Many teachers begin a lesson by sharing the daily plan and objective. For example, the daily plan might be “Take notes on the scientific method and complete the Steps of the Scientific Method Activity.” The objective might be “Students will be able to list the steps of the scientific method in order and identify each step in an experiment.” I think it is important to include one more piece before diving into the meat of the lesson. Whenever possible, students should know why they are learning something. When students know why they are learning something and understand how the content actually matters in their lives, they become much more invested in the lesson and retain more information.
For the why piece of the scientific method lesson I might say something like “The scientific method is a way of looking at problems and finding solutions. It’s a way of thinking. Being able to think scientifically will help you solve your own real life problems.

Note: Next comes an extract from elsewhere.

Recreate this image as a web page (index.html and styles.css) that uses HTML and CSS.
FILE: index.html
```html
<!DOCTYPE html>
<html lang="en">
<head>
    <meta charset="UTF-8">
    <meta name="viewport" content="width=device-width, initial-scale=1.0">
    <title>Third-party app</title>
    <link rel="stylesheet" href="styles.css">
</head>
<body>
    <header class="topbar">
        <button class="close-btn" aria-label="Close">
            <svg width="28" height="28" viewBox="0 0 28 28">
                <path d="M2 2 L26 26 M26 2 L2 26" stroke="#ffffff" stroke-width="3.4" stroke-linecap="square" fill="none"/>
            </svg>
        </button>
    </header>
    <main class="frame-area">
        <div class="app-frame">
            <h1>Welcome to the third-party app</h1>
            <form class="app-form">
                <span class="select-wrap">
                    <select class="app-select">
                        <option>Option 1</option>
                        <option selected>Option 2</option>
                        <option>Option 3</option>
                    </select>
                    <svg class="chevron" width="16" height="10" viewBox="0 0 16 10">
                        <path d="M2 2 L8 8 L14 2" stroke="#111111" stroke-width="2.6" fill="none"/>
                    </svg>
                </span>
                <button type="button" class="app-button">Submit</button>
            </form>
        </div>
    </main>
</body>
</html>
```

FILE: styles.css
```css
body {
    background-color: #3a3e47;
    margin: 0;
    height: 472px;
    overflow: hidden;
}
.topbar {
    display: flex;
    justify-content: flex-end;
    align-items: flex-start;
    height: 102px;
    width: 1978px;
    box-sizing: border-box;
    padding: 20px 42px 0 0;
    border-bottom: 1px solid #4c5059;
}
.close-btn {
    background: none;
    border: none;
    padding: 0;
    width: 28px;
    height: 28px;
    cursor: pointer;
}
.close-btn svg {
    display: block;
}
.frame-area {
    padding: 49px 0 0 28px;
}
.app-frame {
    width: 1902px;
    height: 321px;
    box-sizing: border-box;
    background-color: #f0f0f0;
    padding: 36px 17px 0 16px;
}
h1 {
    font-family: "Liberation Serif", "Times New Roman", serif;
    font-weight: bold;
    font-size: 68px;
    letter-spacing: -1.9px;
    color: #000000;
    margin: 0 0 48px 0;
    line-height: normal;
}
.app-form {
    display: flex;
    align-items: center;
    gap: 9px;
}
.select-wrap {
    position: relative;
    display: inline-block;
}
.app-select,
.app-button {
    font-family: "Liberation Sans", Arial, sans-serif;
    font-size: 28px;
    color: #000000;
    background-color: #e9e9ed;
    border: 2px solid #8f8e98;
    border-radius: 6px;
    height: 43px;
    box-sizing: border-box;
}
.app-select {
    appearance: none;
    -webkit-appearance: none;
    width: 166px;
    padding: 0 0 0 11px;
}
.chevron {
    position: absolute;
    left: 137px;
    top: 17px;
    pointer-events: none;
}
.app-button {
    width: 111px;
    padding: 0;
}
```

It will also help you conduct experiments in this class and in your future science classes.”
Explaining the why should not look like “The steps of the scientific method will be on your unit test.” While, yes, that does explain a reason why students should know something, it is not a meaningful reason for their lives. They have no reason to be interested in the lesson because they don’t know why it matters in their lives. They have no reason to retain the information after the test.
Sometimes it is very easy to come up with a reason why students should know something. Why should students know about lab safety? Well, durrrr so they don’t get hurt. Why should students know about the metric system? They should know the metric system because if they do any kind of traveling outside of the country they’ll need it for something as basic as driving the right speed or knowing to pack warm clothes when they look at the temperature in Celsius.

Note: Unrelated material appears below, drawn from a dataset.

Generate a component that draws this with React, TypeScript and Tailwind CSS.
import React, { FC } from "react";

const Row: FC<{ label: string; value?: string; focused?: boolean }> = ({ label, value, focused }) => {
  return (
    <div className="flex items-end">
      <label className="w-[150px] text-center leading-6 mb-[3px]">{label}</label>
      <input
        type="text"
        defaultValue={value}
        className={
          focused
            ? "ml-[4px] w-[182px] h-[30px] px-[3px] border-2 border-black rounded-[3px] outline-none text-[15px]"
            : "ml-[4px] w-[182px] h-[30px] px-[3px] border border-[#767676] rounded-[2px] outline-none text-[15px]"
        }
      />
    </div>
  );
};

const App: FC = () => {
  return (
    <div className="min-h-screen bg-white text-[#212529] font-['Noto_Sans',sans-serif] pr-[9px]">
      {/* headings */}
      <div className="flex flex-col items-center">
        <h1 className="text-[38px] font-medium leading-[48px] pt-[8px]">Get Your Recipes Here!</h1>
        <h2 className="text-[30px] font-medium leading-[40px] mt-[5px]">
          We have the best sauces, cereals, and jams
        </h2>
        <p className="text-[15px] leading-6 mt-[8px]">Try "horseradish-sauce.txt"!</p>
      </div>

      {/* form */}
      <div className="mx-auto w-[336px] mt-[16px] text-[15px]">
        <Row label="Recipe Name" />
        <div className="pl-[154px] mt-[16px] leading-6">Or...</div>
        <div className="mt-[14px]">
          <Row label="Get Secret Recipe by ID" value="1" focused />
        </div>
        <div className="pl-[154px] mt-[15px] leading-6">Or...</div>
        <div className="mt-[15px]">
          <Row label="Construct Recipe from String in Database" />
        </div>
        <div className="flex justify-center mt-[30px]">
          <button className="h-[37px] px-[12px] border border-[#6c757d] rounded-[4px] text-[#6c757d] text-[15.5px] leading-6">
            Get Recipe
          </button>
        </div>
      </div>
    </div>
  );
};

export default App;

Unfortunately, it can be difficult to come up with a reason for learning some of the required material students have to learn (which is a whole other topic of conversation). For material like that, I bring in their distant future goals. At the beginning of the year, I have my students complete goal posters about what they want to be in the future and how science can help them reach their goals. (Get the goal posters for free here.)
Some students have goals that relate directly to science—I want to be a veterinarian. Those are always easy to bring in the why of each lesson. They need to know biology for how the body works. They need to know chemistry so they can administer medicine safely and effectively to animals.
Other students have goals that aren’t directly related to science—“I want to be a professional football player.” For those students, science is important so they know biology to keep their bodies healthy during training and prevent injuries. They need to know chemistry so they understand the dangers of performance-enhancing drugs that could potentially be available. Also, before sports stars get acknowledged by a professional team they have to play on a team in high school or college. In order to play on those teams, they have to be academically eligible. If they can’t understand science well enough to pass a class, they won’t be playing in any games.
A few students don’t know what they want to be when they grow up, which is totally fine. For those students, I tell them they should write something like “I don’t know what I want to be yet, but I do know I want to have many options when I graduate.” By doing well in science, they won’t be limiting their career options because they have a weak understanding of science concepts. If they don’t understand the science concepts in middle school, that will likely compound in high school. Those gaps of understanding will negatively affect their ability to succeed in required college science classes and get the degree needed for their career.
Whenever possible, explain the reasons why students are learning the material in your lessons. Link the lesson to their lives and future goals. Get the students in on it too by asking them how the material connects to them. Ever since I began doing this in my classes, I have noticed my students are more interested in lessons, ask better questions, have fewer behavior problems, and retain more of the information.